Это мальчик по имени Серёжа. У него болезнь Александера, патологоанатомически демиелинизирующая лейкодистрофия. Увеличение массы головного мозга, высокая температура, судорожные припадки, слабый мышечный тонус, прогрессирующая гидроцефалия, пирамидные знаки, всё сопутствующее. Он в детском отделении уже около года. Сколько он ещё протянет? Полгода? Год? Подобные заболевания прогрессируют быстро, очень быстро.
Достаточно просто нарушить подачу воздуха в специальный бокс, и всё. Тридцати секунд хватит.
Дети не приходят к Морозову во сне. Серёжа станет третьим ребёнком, от которого Морозов спасает родителей. Деньги, которые пошли бы на бессмысленное лечение, они используют для воспитания другого ребёнка. Дай бог, чтобы он родился нормальным.

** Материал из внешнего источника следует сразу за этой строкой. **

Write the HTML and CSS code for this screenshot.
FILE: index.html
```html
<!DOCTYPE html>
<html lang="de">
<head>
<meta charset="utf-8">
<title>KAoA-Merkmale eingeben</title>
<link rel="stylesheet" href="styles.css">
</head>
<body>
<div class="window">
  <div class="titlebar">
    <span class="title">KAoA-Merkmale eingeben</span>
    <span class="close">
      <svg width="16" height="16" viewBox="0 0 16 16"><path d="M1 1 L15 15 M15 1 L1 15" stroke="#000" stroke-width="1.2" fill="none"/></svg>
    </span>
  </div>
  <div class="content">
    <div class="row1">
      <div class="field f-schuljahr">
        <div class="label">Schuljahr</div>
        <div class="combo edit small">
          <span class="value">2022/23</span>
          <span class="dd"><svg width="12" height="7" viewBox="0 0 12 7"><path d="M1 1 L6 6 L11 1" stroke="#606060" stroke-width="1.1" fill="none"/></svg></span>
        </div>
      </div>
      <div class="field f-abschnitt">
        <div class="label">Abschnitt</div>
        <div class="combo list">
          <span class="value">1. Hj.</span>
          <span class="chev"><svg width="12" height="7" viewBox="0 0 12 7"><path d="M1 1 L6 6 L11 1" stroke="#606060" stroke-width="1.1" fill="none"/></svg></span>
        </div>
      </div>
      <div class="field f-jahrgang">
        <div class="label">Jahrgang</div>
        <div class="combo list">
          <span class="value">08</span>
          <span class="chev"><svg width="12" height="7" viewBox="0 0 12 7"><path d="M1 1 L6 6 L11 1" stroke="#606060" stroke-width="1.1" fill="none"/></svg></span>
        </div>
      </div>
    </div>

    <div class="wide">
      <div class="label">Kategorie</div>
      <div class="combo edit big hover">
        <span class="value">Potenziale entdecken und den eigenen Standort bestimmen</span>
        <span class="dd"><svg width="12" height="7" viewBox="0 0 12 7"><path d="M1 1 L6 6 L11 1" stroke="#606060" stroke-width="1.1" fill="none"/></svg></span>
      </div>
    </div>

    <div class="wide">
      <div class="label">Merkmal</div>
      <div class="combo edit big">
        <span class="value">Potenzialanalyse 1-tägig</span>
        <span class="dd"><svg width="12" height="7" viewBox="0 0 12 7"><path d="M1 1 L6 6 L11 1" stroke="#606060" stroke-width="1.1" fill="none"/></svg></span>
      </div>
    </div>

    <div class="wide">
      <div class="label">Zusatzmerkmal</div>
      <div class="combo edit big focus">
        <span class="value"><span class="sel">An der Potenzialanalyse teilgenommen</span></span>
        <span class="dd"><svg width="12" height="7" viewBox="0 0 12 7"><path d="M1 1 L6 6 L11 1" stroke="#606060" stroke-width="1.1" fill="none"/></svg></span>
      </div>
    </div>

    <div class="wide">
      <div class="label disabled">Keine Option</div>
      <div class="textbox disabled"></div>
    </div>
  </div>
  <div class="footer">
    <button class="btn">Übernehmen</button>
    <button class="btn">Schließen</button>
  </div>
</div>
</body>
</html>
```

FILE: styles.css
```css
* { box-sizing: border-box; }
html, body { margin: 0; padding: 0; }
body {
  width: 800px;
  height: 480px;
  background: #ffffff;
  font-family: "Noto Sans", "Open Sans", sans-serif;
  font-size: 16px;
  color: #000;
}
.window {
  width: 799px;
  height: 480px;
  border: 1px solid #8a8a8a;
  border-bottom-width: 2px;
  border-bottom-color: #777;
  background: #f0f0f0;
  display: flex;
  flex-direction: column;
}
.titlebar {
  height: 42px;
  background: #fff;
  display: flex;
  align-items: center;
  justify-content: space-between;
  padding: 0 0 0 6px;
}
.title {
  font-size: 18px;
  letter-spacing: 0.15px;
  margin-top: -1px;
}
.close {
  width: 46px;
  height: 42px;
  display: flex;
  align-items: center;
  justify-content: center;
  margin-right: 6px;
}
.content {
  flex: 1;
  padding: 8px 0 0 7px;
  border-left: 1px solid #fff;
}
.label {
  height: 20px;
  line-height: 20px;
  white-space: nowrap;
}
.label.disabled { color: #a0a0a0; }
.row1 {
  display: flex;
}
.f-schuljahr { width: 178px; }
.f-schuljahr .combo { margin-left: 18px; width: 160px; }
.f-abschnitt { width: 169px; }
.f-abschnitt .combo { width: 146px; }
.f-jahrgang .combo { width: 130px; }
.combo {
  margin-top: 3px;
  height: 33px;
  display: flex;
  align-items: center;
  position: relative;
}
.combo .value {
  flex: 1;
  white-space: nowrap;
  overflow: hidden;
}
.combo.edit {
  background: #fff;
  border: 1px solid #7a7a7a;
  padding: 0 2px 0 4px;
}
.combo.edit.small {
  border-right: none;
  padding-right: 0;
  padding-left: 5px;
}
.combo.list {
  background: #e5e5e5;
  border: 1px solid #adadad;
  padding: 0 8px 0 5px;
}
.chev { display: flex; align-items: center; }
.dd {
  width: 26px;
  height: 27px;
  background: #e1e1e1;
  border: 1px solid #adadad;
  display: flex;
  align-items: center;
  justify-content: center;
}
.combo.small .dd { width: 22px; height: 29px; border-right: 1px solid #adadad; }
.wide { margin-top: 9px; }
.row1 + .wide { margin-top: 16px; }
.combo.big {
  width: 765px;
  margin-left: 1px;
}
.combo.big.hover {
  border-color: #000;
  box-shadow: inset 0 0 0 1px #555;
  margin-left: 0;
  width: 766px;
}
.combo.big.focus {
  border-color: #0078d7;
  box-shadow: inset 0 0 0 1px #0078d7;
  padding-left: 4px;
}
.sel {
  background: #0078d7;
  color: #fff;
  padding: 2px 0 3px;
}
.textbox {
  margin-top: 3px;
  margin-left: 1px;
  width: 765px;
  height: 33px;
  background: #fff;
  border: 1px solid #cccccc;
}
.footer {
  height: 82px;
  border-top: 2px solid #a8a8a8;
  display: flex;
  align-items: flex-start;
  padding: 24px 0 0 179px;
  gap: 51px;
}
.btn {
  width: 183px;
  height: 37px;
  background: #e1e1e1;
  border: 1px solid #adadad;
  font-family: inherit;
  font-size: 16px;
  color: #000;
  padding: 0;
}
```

В дверях детского отделения Морозов чуть не сталкивается с Петей Резником, средней руки педиатром, с которым Морозов шапочно знаком. Он успевает отойти в сторону и повернуться спиной. Резник проходит мимо.

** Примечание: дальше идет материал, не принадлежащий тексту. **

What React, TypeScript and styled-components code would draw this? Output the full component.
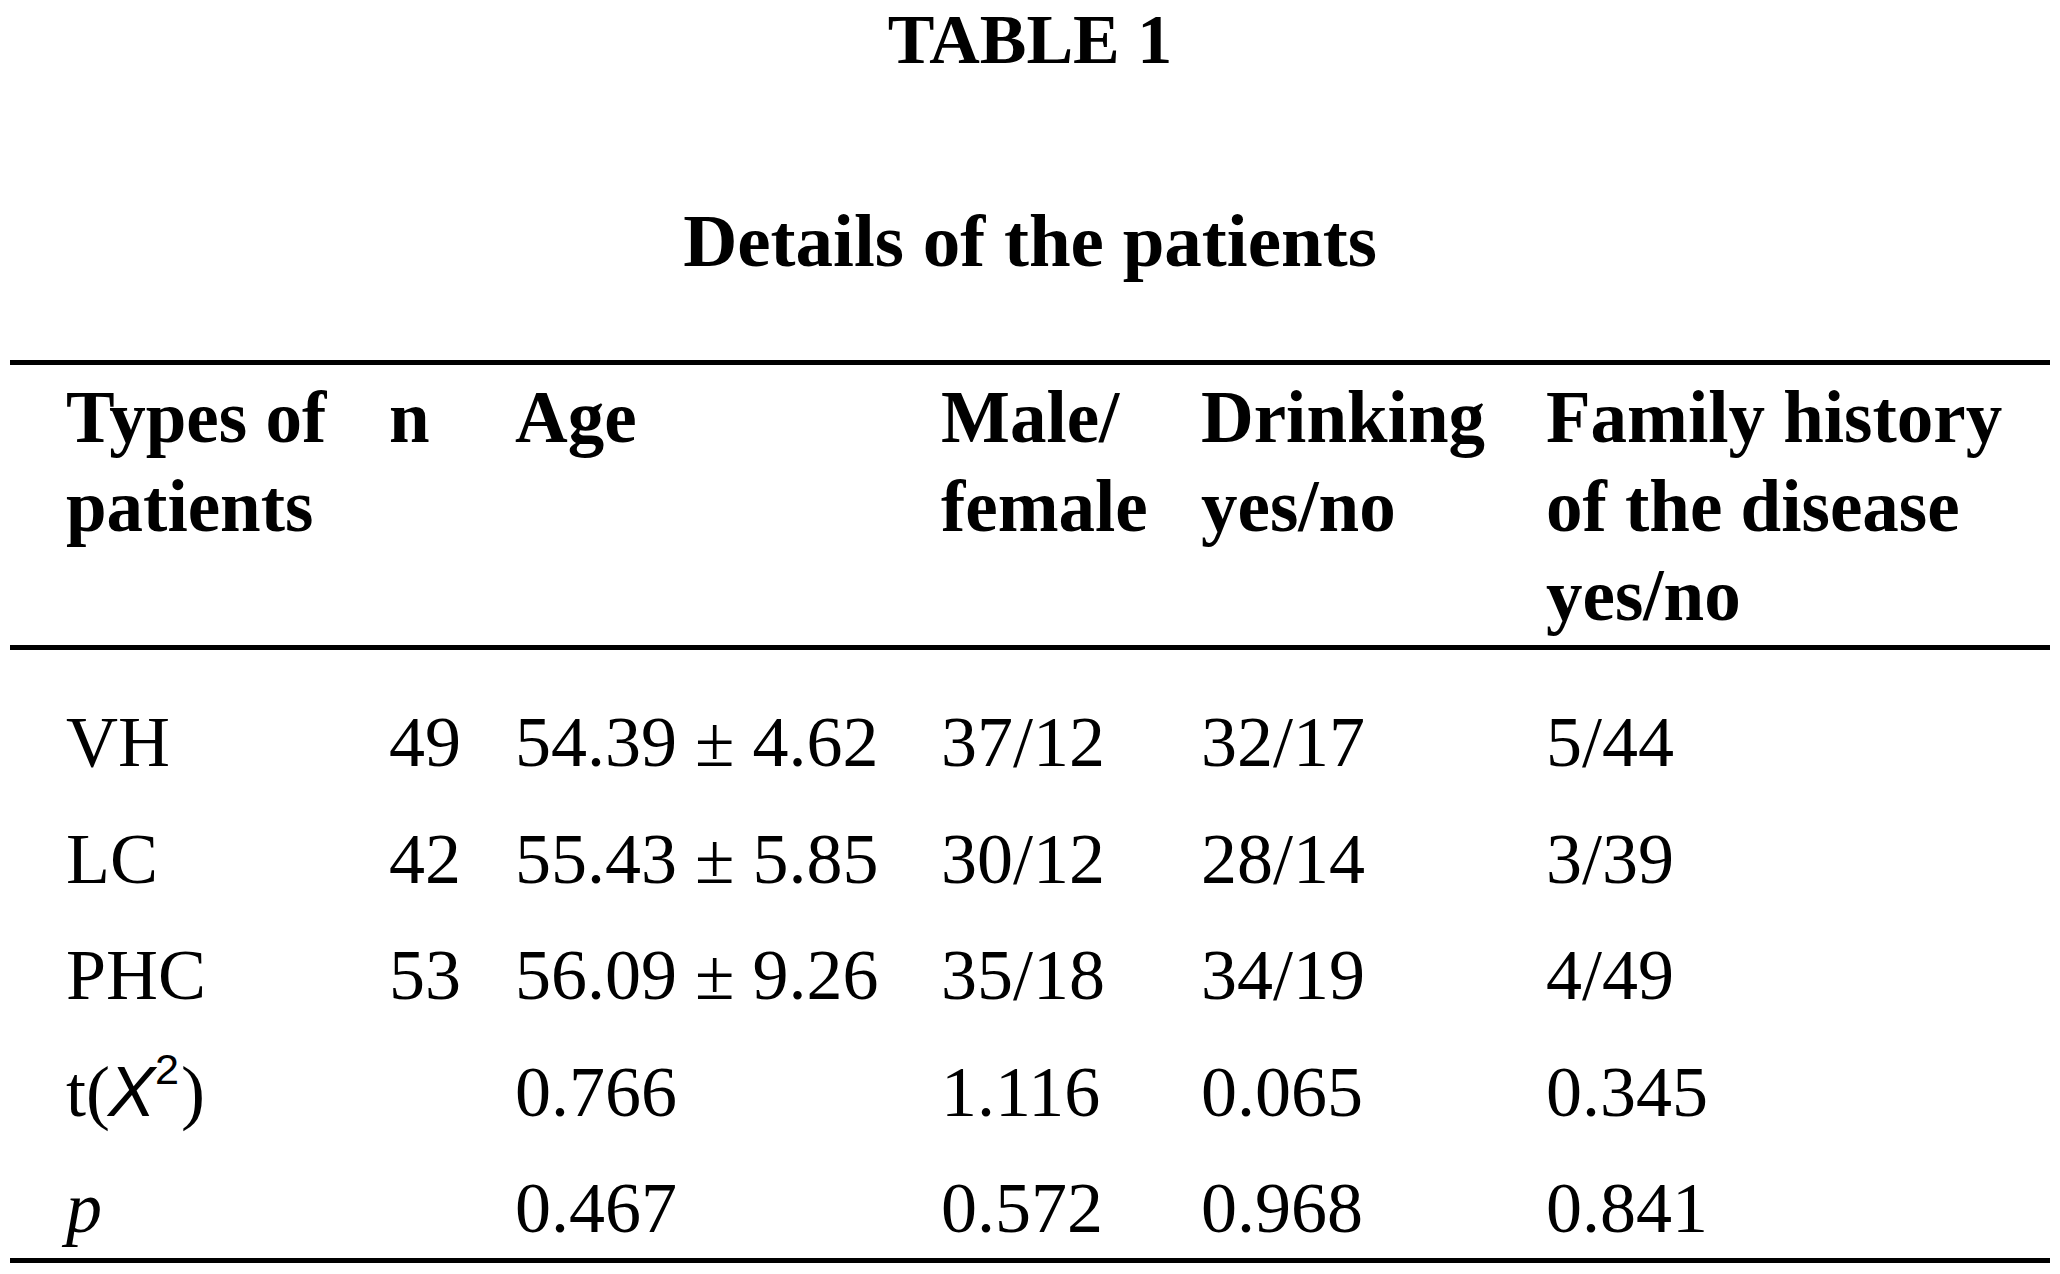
import React from 'react';
import styled, { createGlobalStyle } from 'styled-components';

const GlobalStyle = createGlobalStyle`
  html, body {
    margin: 0;
    padding: 0;
    background: #ffffff;
  }
  body {
    font-family: "Liberation Serif", "Times New Roman", serif;
    color: #000000;
  }
`;

const Page = styled.div`
  width: 2060px;
  height: 1274px;
  overflow: hidden;
  background: #ffffff;
`;

const Title = styled.h1`
  margin: 0;
  font-size: 70px;
  line-height: 80px;
  font-weight: 700;
  text-align: center;
`;

const Subtitle = styled.h2`
  margin: 118px 0 0;
  font-size: 75px;
  line-height: 86px;
  font-weight: 700;
  text-align: center;
`;

const Table = styled.div`
  margin: 76px 10px 0;
  border-top: 5px solid #000;
  border-bottom: 5px solid #000;
`;

const Row = styled.div<{ head?: boolean }>`
  display: grid;
  grid-template-columns: 323px 126px 426px 260px 345px 1fr;
  padding-left: 56px;
  font-size: ${p => (p.head ? '73px' : '72px')};
  font-weight: ${p => (p.head ? 700 : 400)};
  line-height: ${p => (p.head ? '89px' : '100px')};
  white-space: nowrap;
`;

const Head = styled.div`
  padding: 8px 0 5px;
  border-bottom: 5px solid #000;
`;

const Body = styled.div`
  display: flex;
  flex-direction: column;
  gap: 16.5px;
  padding-top: 42px;
`;

const Italic = styled.span`
  font-style: italic;
`;

const Chi = styled.span`
  font-family: "Liberation Sans", Arial, sans-serif;
  font-style: italic;
  font-size: 0.98em;
  margin: 0 0 0 -2px;
`;

const Sup = styled.sup`
  font-family: "Liberation Sans", Arial, sans-serif;
  font-size: 0.6em;
  line-height: 0;
  vertical-align: 0.72em;
  margin-right: 2px;
`;

const headers: React.ReactNode[] = [
  <>Types of<br />patients</>,
  'n',
  'Age',
  <>Male/<br />female</>,
  <>Drinking<br />yes/no</>,
  <>Family history<br />of the disease<br />yes/no</>,
];

const rows: React.ReactNode[][] = [
  ['VH', '49', '54.39 ± 4.62', '37/12', '32/17', '5/44'],
  ['LC', '42', '55.43 ± 5.85', '30/12', '28/14', '3/39'],
  ['PHC', '53', '56.09 ± 9.26', '35/18', '34/19', '4/49'],
  [<>t(<Chi>Χ</Chi><Sup>2</Sup>)</>, '', '0.766', '1.116', '0.065', '0.345'],
  [<Italic>p</Italic>, '', '0.467', '0.572', '0.968', '0.841'],
];

export default function App() {
  return (
    <Page>
      <GlobalStyle />
      <Title>TABLE 1</Title>
      <Subtitle>Details of the patients</Subtitle>
      <Table>
        <Head>
          <Row head>
            {headers.map((h, i) => (
              <div key={i}>{h}</div>
            ))}
          </Row>
        </Head>
        <Body>
          {rows.map((r, i) => (
            <Row key={i}>
              {r.map((c, j) => (
                <div key={j}>{c}</div>
              ))}
            </Row>
          ))}
        </Body>
      </Table>
    </Page>
  );
}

Что ж так поздно с работы-то, Пётр Васильевич?..
Если бы они встретились, произошла бы традиционная перекличка: «Доброй ночи – доброй ночи». Перекличка, которая ничего не значит. Но никто не должен заметить его в детском отделении. Резник – лишние глаза, лишние уши, лишняя память.
До второго этажа Морозов добирается никем не замеченным. Он останавливается у лестницы и ждёт, пока отвлечётся сестра с вахты. Это давно проверенный путь. Сегодня дежурит пожилая дама по имени Марина Степановна, она частенько начинает храпеть прямо на посту. В отделении есть и другие сёстры, но главное – миновать эту, первую. Именно она регистрирует пришедших и ушедших.
Ждать приходится недолго, от силы пять минут. Степановна начинает похрапывать, и Морозов аккуратно проходит мимо неё. В коридоре горит притушенный свет.
Первая палата, вторая. Дверь открывается беззвучно. Третья кровать. Кокон над колыбелькой.
Здравствуй, Серёжа. Будем считать, что тебя убила спастическая тетраплегия. Приступ паралича, окаменение мышц, остановка дыхательного аппарата. Я не извиняюсь, Серёжа, потому что так и в самом деле будет гораздо проще.
Он почти не дёргается, этот слабый малыш. Он едва-едва поводит ручонкой, потом чуть двигает ножкой, потом поворачивает головку, и всё, его больше нет. Это не более чем мёртвый кусочек плоти, пустой бокс, который вскоре займёт новый ребёночек.
Морозов выходит. Сестра у входа храпит вовсю.
Он только что сделал мир чуть-чуть сильнее, чуть-чуть выносливее. Он срезал больной побег, как садовник, пестующий свой сад.
Садовник, точно. Я – садовник. Я обрезаю больные и старые растения, чтобы у почвы хватило соков для поддержки молодых и сильных.
2
Майя лежит на диване. По крыше колотит дождь. Струи воды стекают по стёклам, а в комнате тепло и уютно, горит камин, по телевизору показывают доисторический фильм.
Хотя нет, не доисторический. По меркам начала двадцать первого века – вполне современный. Майя не знает имён актёров.
Она почти привыкла к двумерному телевидению. Её ничего не удивляло в 1945 году. Первая половина двадцатого века представлялась Майе чем-то вроде мира стимпанка, где по умолчанию не должно быть трёхмерного кинематографа и летающих такси. Начало же века двадцать первого кажется Майе её родным временем, только почему-то серьёзно деградировавшим. Уже есть антибиотики (крайне примитивные), уже существует генная медицина на первобытном уровне, уже существуют первые проекты лунных городов. Но всё это только начало.
Двухмерное изображение не хуже трёхмерного. Просто это другой вид искусства. Как кино и театр, который уже три тысячи лет почти неизменен. Нет, стоп. Две с половиной тысячи, мы же в двадцать первом веке.